Contrary to popular belief, there’s much more to making a good photograph than pushing a button on a good camera. While there are many cases when automatic settings or presets can serve the purpose, there are times when you need to take control of the camera and make it collect the data specific to your needs. This post follows a similar theme to my last one, in that it explains some of the things I consider before I take a shot rather than just giving the settings used.
For this purpose, I’ve chosen “Night At The Marina”, a shot I took on a hot summer night in September. I hadn’t really done much in the way of night photography so this one gave me a few challenges I needed to consider.
Focus - Autofocus isn’t an option when you’re photographing at night, and it can be difficult to manually focus by looking through the viewfinder. Because I wanted good detail around the boats, I decided on aperture of f/18 to get a good depth of field, knowing it would give me the added bonus of a star effect on the lights.
Exposure – Back to basics on this one. The exposure triangle is made up of aperture, shutter speed and ISO. I already knew I was going with an aperture of f/18 and ISO-100 is my preference whenever I can use it. That left shutter speed. By using a tripod and a cable release, I was able to take camera shake out of the equation. That left subject movement. Conditions were extremely still, so I didn’t need to worry about the boats moving, unless someone happened to be on one of the boats (fortunately that wasn’t the case). With night photography, you also need to consider earth rotation if the sky is to be part of the image. The position of celestial bodies such as the moon and stars actually change fairly quickly. In this case, the sky wasn’t part of the photo, so I wasn’t limited there either. Now I’m just looking for the shutter speed I need to expose to the level I desire.
Cameras will only meter to 30 seconds, so longer exposures can be another test. With the camera on bulb setting, you control the shutter speed by depressing the shutter for the desired amount of time. There are 2 methods of determining the desired shutter speed…experience and trial and error. In my case, I didn’t have the experience to draw from, so I turned to trial and error. For my first attempt, I chose 2 minutes. I knew that if the result was too dark, I would adjust to 2.5 or 3 minutes to brighten it up. If it was too bright, I would go to 1 or 1.5 minutes. I got lucky with 2 minutes, so I didn’t need to go through multiple attempts.
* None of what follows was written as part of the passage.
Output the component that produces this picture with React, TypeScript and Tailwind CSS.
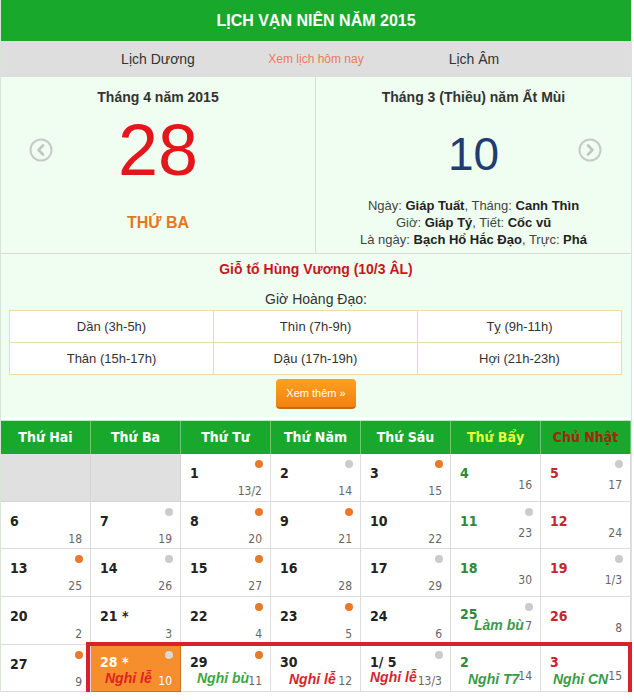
import React from "react";

type Cell = {
  d?: string;
  lunar?: string;
  dot?: "o" | "g" | "w";
  tone?: "sat" | "sun" | "today";
  label?: { t: string; color: string; pos: string };
  lunarPos?: string;
  empty?: boolean;
};

const dotColor = {
  o: "bg-[#e97a2b]",
  g: "bg-[#cbcbcb]",
  w: "bg-[#d9d9d9]",
};

const weeks: Cell[][] = [
  [
    { empty: true },
    { empty: true },
    { d: "1", lunar: "13/2", dot: "o" },
    { d: "2", lunar: "14", dot: "g" },
    { d: "3", lunar: "15", dot: "o" },
    { d: "4", lunar: "16", tone: "sat" },
    { d: "5", lunar: "17", dot: "g", tone: "sun" },
  ],
  [
    { d: "6", lunar: "18" },
    { d: "7", lunar: "19", dot: "g" },
    { d: "8", lunar: "20", dot: "o" },
    { d: "9", lunar: "21", dot: "o" },
    { d: "10", lunar: "22" },
    { d: "11", lunar: "23", dot: "g", tone: "sat" },
    { d: "12", lunar: "24", tone: "sun" },
  ],
  [
    { d: "13", lunar: "25", dot: "o" },
    { d: "14", lunar: "26", dot: "g" },
    { d: "15", lunar: "27", dot: "o" },
    { d: "16", lunar: "28" },
    { d: "17", lunar: "29", dot: "g" },
    { d: "18", lunar: "30", tone: "sat" },
    { d: "19", lunar: "1/3", dot: "g", tone: "sun" },
  ],
  [
    { d: "20", lunar: "2" },
    { d: "21 *", lunar: "3" },
    { d: "22", lunar: "4", dot: "o" },
    { d: "23", lunar: "5", dot: "o" },
    { d: "24", lunar: "6" },
    {
      d: "25",
      lunar: "7",
      dot: "g",
      tone: "sat",
      lunarPos: "top-[22px]",
      label: { t: "Làm bù", color: "text-[#3a9a48]", pos: "left-[23px] top-[21px]" },
    },
    { d: "26", lunar: "8", tone: "sun" },
  ],
  [
    { d: "27", lunar: "9", dot: "o" },
    {
      d: "28 *",
      lunar: "10",
      dot: "w",
      tone: "today",
      lunarPos: "top-[29px]",
      label: { t: "Nghỉ lễ", color: "text-[#e0231f]", pos: "left-[14px] top-[26px]" },
    },
    {
      d: "29",
      lunar: "11",
      dot: "o",
      lunarPos: "top-[29px]",
      label: { t: "Nghỉ bù", color: "text-[#3aa845]", pos: "left-[16px] top-[26px]" },
    },
    {
      d: "30",
      lunar: "12",
      lunarPos: "top-[29px]",
      label: { t: "Nghỉ lễ", color: "text-[#d3262e]", pos: "left-[18px] top-[27px]" },
    },
    {
      d: "1/ 5",
      lunar: "13/3",
      dot: "g",
      lunarPos: "top-[29px]",
      label: { t: "Nghỉ lễ", color: "text-[#d3262e]", pos: "left-[9px] top-[25px]" },
    },
    {
      d: "2",
      lunar: "14",
      tone: "sat",
      label: { t: "Nghỉ T7", color: "text-[#3a9a48]", pos: "left-[17px] top-[27px]" },
    },
    {
      d: "3",
      lunar: "15",
      tone: "sun",
      label: { t: "Nghỉ CN", color: "text-[#3a9a48]", pos: "left-[12px] top-[27px]" },
    },
  ],
];

const hours = [
  "Dần (3h-5h)",
  "Thìn (7h-9h)",
  "Tỵ (9h-11h)",
  "Thân (15h-17h)",
  "Dậu (17h-19h)",
  "Hợi (21h-23h)",
];

function Arrow({ dir }: { dir: "left" | "right" }) {
  return (
    <svg width="24" height="24" viewBox="0 0 24 24" fill="none">
      <circle cx="12" cy="12" r="10.5" stroke="#c9c9c9" strokeWidth="2" />
      {dir === "left" ? (
        <path d="M14 7.5 9.5 12l4.5 4.5" stroke="#c4c4c4" strokeWidth="2.6" strokeLinecap="round" strokeLinejoin="round" />
      ) : (
        <path d="M10 7.5l4.5 4.5-4.5 4.5" stroke="#c4c4c4" strokeWidth="2.6" strokeLinecap="round" strokeLinejoin="round" />
      )}
    </svg>
  );
}

function DayCell({ c }: { c: Cell }) {
  if (c.empty) {
    return <div className="h-[47.7px] bg-[#e0e0e0] border-r border-b border-[#d4d4d4]" />;
  }
  const weekend = c.tone === "sat" || c.tone === "sun";
  const today = c.tone === "today";
  const dateColor =
    c.tone === "sat"
      ? "text-[#2d8a3a]"
      : c.tone === "sun"
      ? "text-[#c4262e]"
      : today
      ? "text-white"
      : "text-[#222]";
  const lunarPos = c.lunarPos ?? (weekend ? "top-[24px]" : "top-[30px]");

  return (
    <div
      className={`relative h-[47.7px] border-r border-b ${
        today ? "bg-[#f68e2e] border-[#c8732a]" : "bg-white border-[#dcdcdc]"
      }`}
    >
      <span
        className={`absolute left-[9px] ${c.label ? "top-[10px]" : "top-[12px]"} text-[14px] font-bold leading-[14px] ${dateColor}`}
      >
        {c.d}
      </span>
      {c.dot && (
        <span className={`absolute right-[7px] top-[6px] size-2 rounded-full ${dotColor[c.dot]}`} />
      )}
      {c.label && (
        <span
          className={`absolute ${c.label.pos} ${c.label.color} font-['Liberation_Sans',Arial,sans-serif] text-[14px] font-bold italic leading-[14px] whitespace-nowrap`}
        >
          {c.label.t}
        </span>
      )}
      <span
        className={`absolute right-[8px] ${lunarPos} text-[12px] leading-[14px] ${
          today ? "text-white" : "text-[#666]"
        }`}
      >
        {c.lunar}
      </span>
    </div>
  );
}

export default function App() {
  return (
    <div className="w-[634px] bg-white">
      <div className="w-[632px] border-x border-[#d8e4d8] font-['Liberation_Sans',Arial,sans-serif]">
        {/* title */}
        <div className="h-[41px] bg-[#18a82b] flex items-center justify-center text-white text-[16px] font-bold">
          LỊCH VẠN NIÊN NĂM 2015
        </div>

        {/* nav */}
        <div className="h-[36px] bg-[#dedede] grid grid-cols-3 items-center text-center px-[78px]">
          <span className="text-[14px] text-[#333]">Lịch Dương</span>
          <span className="text-[12px] text-[#ee7a5f]">Xem lịch hôm nay</span>
          <span className="text-[14px] text-[#333]">Lịch Âm</span>
        </div>

        {/* day panels */}
        <div className="grid grid-cols-2 h-[177px] border-b border-[#dcdcdc] bg-[#effef1]">
          <div className="relative flex flex-col items-center pt-[10px] border-r border-[#dcdcdc]">
            <div className="text-[14px] leading-[20px] font-bold text-[#333]">Tháng 4 năm 2015</div>
            <div className="mt-[7px] text-[72px] leading-none text-[#e3161b]">28</div>
            <div className="mt-[27px] text-[16px] leading-[20px] font-bold text-[#e3781f]">THỨ BA</div>
            <div className="absolute left-[28px] top-[61px]">
              <Arrow dir="left" />
            </div>
          </div>
          <div className="relative flex flex-col items-center pt-[10px]">
            <div className="text-[14px] leading-[20px] font-bold text-[#333]">Tháng 3 (Thiều) năm Ất Mùi</div>
            <div className="mt-[24px] text-[46px] leading-none text-[#1f3d70]">10</div>
            <div className="mt-[20px] text-[13px] leading-[17px] text-[#444] text-center">
              <div>
                Ngày: <b className="text-[#222]">Giáp Tuất</b>, Tháng: <b className="text-[#222]">Canh Thìn</b>
              </div>
              <div>
                Giờ: <b className="text-[#222]">Giáp Tý</b>, Tiết: <b className="text-[#222]">Cốc vũ</b>
              </div>
              <div>
                Là ngày: <b className="text-[#222]">Bạch Hổ Hắc Đạo</b>, Trực: <b className="text-[#222]">Phá</b>
              </div>
            </div>
            <div className="absolute right-[29px] top-[61px]">
              <Arrow dir="right" />
            </div>
          </div>
        </div>

        {/* holiday + good hours */}
        <div className="bg-[#effef1] pt-[5px] pb-[8px] flex flex-col items-center">
          <div className="text-[14px] leading-[20px] font-bold text-[#c8161d]">Giỗ tổ Hùng Vương (10/3 ÂL)</div>
          <div className="mt-[10px] text-[14px] leading-[20px] text-[#333]">Giờ Hoàng Đạo:</div>
          <div className="mt-[1px] w-[613px] self-start ml-[8px] grid grid-cols-3 border-l border-t border-[#ecdcab] bg-white">
            {hours.map((h) => (
              <div
                key={h}
                className="h-[32px] flex items-center justify-center border-r border-b border-[#ecdcab] text-[13px] text-[#333]"
              >
                {h}
              </div>
            ))}
          </div>
          <button className="mt-[4px] w-[80px] h-[30px] rounded-[4px] bg-gradient-to-b from-[#fca020] to-[#f2820e] border-b-2 border-[#c86a12] text-white text-[11px]">
            Xem thêm »
          </button>
        </div>

        {/* month grid */}
        <div className="mt-[3px] font-['DejaVu_Sans_Condensed','DejaVu_Sans',sans-serif] font-stretch-condensed">
          <div className="grid grid-cols-7 h-[34px] bg-[#18a82b] border-t border-[#bfe8c4]">
            {["Thứ Hai", "Thứ Ba", "Thứ Tư", "Thứ Năm", "Thứ Sáu", "Thứ Bẩy", "Chủ Nhật"].map((d, i) => (
              <div
                key={d}
                className={`flex items-center justify-center border-r border-[#6cc777] text-[14px] font-bold ${
                  i === 5 ? "text-[#e8ff3c]" : i === 6 ? "text-[#a0280c]" : "text-white"
                }`}
              >
                {d}
              </div>
            ))}
          </div>
          {weeks.map((w, wi) => (
            <div key={wi} className="relative grid grid-cols-7">
              {w.map((c, ci) => (
                <DayCell key={ci} c={c} />
              ))}
              {wi === 4 && (
                <div className="absolute left-[85px] right-[-1px] top-[-3px] h-[59px] border-4 border-[#d6232b]" />
              )}
            </div>
          ))}
        </div>
      </div>
    </div>
  );
}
Composition cannot be forgotten. I won’t dwell on the basic rules of composition, as we’ve all heard them many times before. One thing I will mention is that through experience with blue hour shots at this location, there can be some very bright reflections from the downward facing lights. I wasn’t able to avoid all of them, but by careful positioning, I was able to avoid the worst one by having it blocked by the AE Viking. It’s a matter of working with angles, and with a little movement to the side or vertical adjustment on the tripod, you can really improve the final results.
As mentioned in my post from last week, this is just an example of some of the things we think about before pushing the shutter. If you consider your subject and know what you want in your image, understanding the cause and effect of each of your camera settings can help you tackle some of the more difficult situations.